Trump pode estar apoiando a legislação, mas sua tarefa de convencer os republicanos do Senado a aprová-la só será mais difícil diante da oposição de Musk.
As críticas dele podem encorajar os republicanos linha-dura do Senado em relação ao orçamento, que já estavam manifestando preocupação sobre como o projeto de lei de Trump vai aumentar o déficit federal em trilhões de dólares na próxima década.
Vários deles, incluindo Rand Paul, do Kentucky, Mike Lee, de Utah, e Ron Johnson, de Wisconsin, disseram que não podem votar a favor da legislação da Câmara, a menos que passe por mudanças significativas. Musk tem amplificado um fluxo constante de postagens de Paul e Lee no X, incluindo um artigo com o título “It’s Rand Paul and Elon Musk vs Donald Trump” (“É Rand Paul e Elon Musk x Donald Trump”, em tradução livre).
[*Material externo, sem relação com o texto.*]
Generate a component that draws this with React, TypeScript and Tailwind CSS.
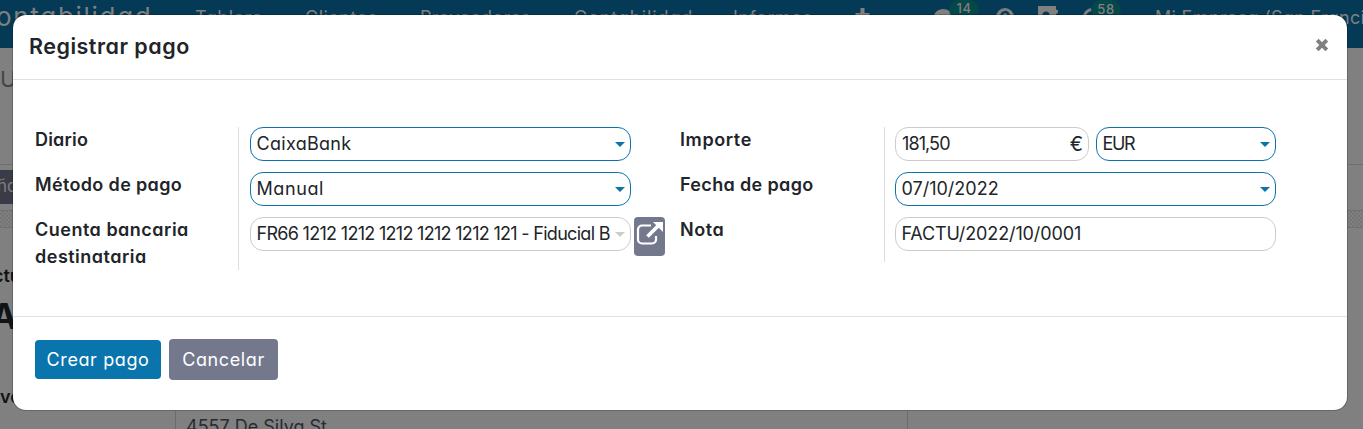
import type { ReactNode } from "react";

function Caret({ muted = false }: { muted?: boolean }) {
  return (
    <svg viewBox="0 0 10 5" className={`h-[5px] w-[10px] shrink-0 ${muted ? "text-[#cccccc]" : "text-[#0a74ad]"}`}>
      <path d="M0 0h10L5 5z" fill="currentColor" />
    </svg>
  );
}

function Field({
  children,
  tracking,
  required = false,
  caret,
  width,
}: {
  children: ReactNode;
  tracking: string;
  required?: boolean;
  caret?: "active" | "muted";
  width: string;
}) {
  return (
    <div
      className={`flex h-[34px] shrink-0 items-center justify-between rounded-[13px] border bg-white pl-[5.5px] pr-[5px] whitespace-nowrap ${required ? "border-[#0a74ad]" : "border-[#cccccc]"} ${width}`}
    >
      <span className={`-mt-px ${tracking}`}>{children}</span>
      {caret && <Caret muted={caret === "muted"} />}
    </div>
  );
}

function Label({ children, tracking }: { children: ReactNode; tracking: string }) {
  return <div className={`-mt-px mb-px text-[18px] leading-[27px] font-semibold ${tracking}`}>{children}</div>;
}

function Backdrop() {
  return (
    <div className="h-[429px] overflow-hidden bg-[#808080]">
      <nav className="h-12 overflow-hidden bg-[#043a56] text-[18px] whitespace-nowrap text-[#808080]">
        <div className="flex h-[34px] items-center *:shrink-0">
          <span className="-mt-[2px] -ml-[4px] w-[199px] text-[26px] tracking-[1.7px]">ontabilidad</span>
          <span className="w-[110px] tracking-[0.5px]">Tablero</span>
          <span className="w-[115px] tracking-[0.5px]">Clientes</span>
          <span className="w-[154px] tracking-[0.3px]">Proveedores</span>
          <span className="w-[159px] tracking-[0.9px]">Contabilidad</span>
          <span className="w-[122px] tracking-[0.5px]">Informes</span>
          <svg viewBox="0 0 14 14" className="mr-[64px] -mt-[4px] h-[14px] w-[15px]">
            <path d="M5 0h4v5h5v4H9v5H5V9H0V5h5z" fill="currentColor" />
          </svg>
          <svg viewBox="0 0 18 16" className="h-4 w-[18px]">
            <path d="M9 0c5 0 9 3 9 7s-4 7-9 7l-5 2 1-3C2 12 0 10 0 7s4-7 9-7z" fill="currentColor" />
          </svg>
          <span className="mr-[17px] -ml-[3px] flex h-[19px] w-[30px] items-center justify-center self-start rounded-full bg-[#04484a] pb-[2px] text-[13px] font-medium tracking-[0.6px]">14</span>
          <svg viewBox="0 0 18 18" className="mr-[24px] h-[18px] w-[18px]">
            <circle cx="9" cy="9" r="9" fill="currentColor" />
            <path d="M5.5 8c0-5 7-5 7-1 0 2-3 2-3 5M9 13v2" stroke="#043a56" strokeWidth="2.5" fill="none" />
          </svg>
          <svg viewBox="0 0 20 20" className="mr-[25px] -mt-[2px] h-5 w-5">
            <path d="M0 0h18v4c3-1 3 3 0 4v8H0z" fill="currentColor" />
            <circle cx="8" cy="9" r="3.5" fill="#043a56" />
          </svg>
          <svg viewBox="0 0 18 18" className="h-[18px] w-[18px]">
            <circle cx="9" cy="9" r="7.5" stroke="currentColor" strokeWidth="3" fill="none" />
          </svg>
          <span className="-ml-[10px] flex h-[19px] w-[30px] items-center justify-center self-start rounded-full bg-[#04484a] text-[13px] font-medium tracking-[0.6px]">58</span>
          <span className="ml-[34px] tracking-[0.3px]">Mi Empresa (San Franci</span>
        </div>
      </nav>
      <div className="h-[117px] border-b border-[#6f6f72] pt-[15px] text-[22px] text-[#262b30]/70">U</div>
      <div className="flex h-[46px] border-b border-[#6f6f72] pt-[5px]">
        <div className="flex h-[34px] w-10 items-center bg-[#393b46] text-[17px] text-[#808080]">
          <span className="-ml-[3px]">ño</span>
        </div>
      </div>
      <div className="h-[17px] border-b border-[#6f6f78] bg-[#7c7c7c] bg-[repeating-conic-gradient(#757575_0_25%,#808080_0_50%)] bg-size-[4px_4px]" />
      <div className="h-[183px] text-[#111315]">
        <div className="-ml-[7px] h-[65px] pt-[34px] text-[18px] leading-[27px] font-semibold">ctu</div>
        <div className="-ml-[9px] h-[92px] text-[35px] leading-[46px] font-bold">A</div>
        <div className="-mt-4 h-[42px] text-[18px] leading-[56px] font-semibold">ve</div>
        <div className="flex h-[60px] pl-[175px]">
          <div className="w-[732px] border-l border-[#6b6b6b] pt-[3px] pl-[10px] text-[18px] leading-[26px] text-[#262b30]">4557 De Silva St</div>
          <div className="border-l border-[#6b6b6b]" />
        </div>
      </div>
    </div>
  );
}

export default function App() {
  return (
    <div className="relative h-[429px] w-[1363px] overflow-hidden [font-family:Inter,'Open_Sans',sans-serif] text-[#212529] [font-feature-settings:'cv11']">
      <Backdrop />
      <section className="absolute top-[14px] left-[12px] flex h-[397px] w-[1336px] flex-col rounded-[14px] border border-black/20 bg-white bg-clip-padding text-[18px]">
        <header className="flex h-[65px] shrink-0 items-center justify-between border-b border-[#dee2e6] pr-[18px] pl-4">
          <h1 className="-mt-[2px] text-[21.5px] font-semibold tracking-[0.5px]">Registrar pago</h1>
          <svg viewBox="0 0 14 14" className="-mt-[5px] h-[14px] w-[14px]">
            <path d="M2.2 2.2l9.6 9.6M11.8 2.2l-9.6 9.6" stroke="#808080" strokeWidth="3.9" />
          </svg>
        </header>

        <main className="flex h-[236px] shrink-0 items-start pt-[47px] pl-[22px]">
          <div className="flex h-[143px] w-[204px] shrink-0 flex-col gap-[18px] border-r border-[#dddddd]">
            <Label tracking="tracking-[0.2px]">Diario</Label>
            <Label tracking="tracking-[0.35px]">Método de pago</Label>
            <Label tracking="tracking-[0.5px]">Cuenta bancaria destinataria</Label>
          </div>
          <div className="ml-[11px] flex w-[430px] shrink-0 flex-col gap-[11px]">
            <Field width="w-[381px]" required caret="active" tracking="tracking-[0.3px]">CaixaBank</Field>
            <Field width="w-[381px]" required caret="active" tracking="tracking-[0.6px]">Manual</Field>
            <div className="flex h-[34px] items-start gap-[3px]">
              <Field width="w-[381px]" caret="muted" tracking="tracking-[-0.7px]">
                FR66 1212 1212 1212 1212 1212 121 - Fiducial B
              </Field>
              <button className="flex h-[39px] w-[31px] shrink-0 justify-center rounded-[4px] bg-[#74788d] pt-[5px]">
                <svg viewBox="0 0 27 24" className="h-6 w-[27px]" fill="none">
                  <path d="M15 3.5H6a4 4 0 0 0-4 4v10a4 4 0 0 0 4 4h10a4 4 0 0 0 4-4V14" stroke="white" strokeWidth="2.2" />
                  <path d="M11.5 14.5L22 4" stroke="white" strokeWidth="3.8" />
                  <path d="M17 0h10v10z" fill="white" />
                </svg>
              </button>
            </div>
          </div>
          <div className="flex h-[135px] w-[205px] shrink-0 flex-col gap-[18px] border-r border-[#dddddd]">
            <Label tracking="tracking-[0.6px]">Importe</Label>
            <Label tracking="tracking-[0.35px]">Fecha de pago</Label>
            <Label tracking="tracking-[0.6px]">Nota</Label>
          </div>
          <div className="ml-[10px] flex w-[381px] shrink-0 flex-col gap-[11px]">
            <div className="flex gap-[7px]">
              <div className="flex h-[34px] w-[194px] items-center justify-between rounded-[13px] border border-[#cccccc] pr-[5px] pl-[6px]">
                <span className="-mt-px tracking-[-0.9px]">181,50</span>
                <span className="text-[20px]">€</span>
              </div>
              <Field width="w-[180px]" required caret="active" tracking="tracking-[-1.4px]">EUR</Field>
            </div>
            <Field width="w-[381px]" required caret="active" tracking="tracking-[0px]">07/10/2022</Field>
            <Field width="w-[381px]" tracking="tracking-[-0.12px]">FACTU/2022/10/0001</Field>
          </div>
        </main>

        <footer className="flex flex-1 items-start gap-2 border-t border-[#dee2e6] pt-[22px] pl-[22px] text-white">
          <button className="mt-[1px] flex h-[39px] w-[126px] items-center justify-center rounded-[4px] bg-[#0a74ad] tracking-[0.6px]">Crear pago</button>
          <button className="flex h-[41px] w-[109px] items-center justify-center rounded-[4px] bg-[#74788d] tracking-[0.6px]">Cancelar</button>
        </footer>
      </section>
    </div>
  );
}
No entanto, se esses republicanos linha-dura conseguirem o que querem e obtiverem novos cortes de gastos em programas sociais populares, republicanos centristas, como as senadoras Lisa Murkowski, do Alasca, e Susan Collins, do Maine, provavelmente vão se rebelar.
Isso é importante porque, pressupondo uma oposição democrata unificada no Senado, os republicanos só podem se dar ao luxo de perder três dos 53 republicanos se quiserem que o projeto de lei de Trump seja aprovado.
Murkowski não quis se pronunciar sobre o possível impacto dos comentários de Musk na quarta-feira, mas disse à BBC que ele é “um influenciador, e suas palavras têm impacto”.
Livre das restrições do seu cargo quase governamental, Musk jogou um barril de pólvora em todas essas deliberações delicadas para levar as diferentes facções republicanas a algum tipo de acordo — e não é a primeira vez. Suas críticas afundaram um projeto de lei de gastos do governo no ano passado, criando problemas que os republicanos levaram meses para resolver.
Trump disse que quer a legislação em sua mesa para assinar até o recesso do Congresso de 4 de julho. Esta pode se revelar uma tarefa difícil, mas tem um prazo apertado por trás.
Seu “grande e belo projeto de lei” contém um aumento de US$ 4 trilhões no teto da dívida dos EUA. As autoridades do Departamento do Tesouro dizem que, se esse limite não for aumentado até agosto, o país vai enfrentar a perspectiva sem precedentes de inadimplência em sua dívida nacional.
A oposição barulhenta de Musk se baseia, em parte, em seu alerta de que a crescente dívida dos EUA está se tornando insustentável. Mas se suas críticas inviabilizarem os esforços atuais para aprovar o projeto de lei no Congresso, ele pode apressar o dia do acerto de contas financeiro.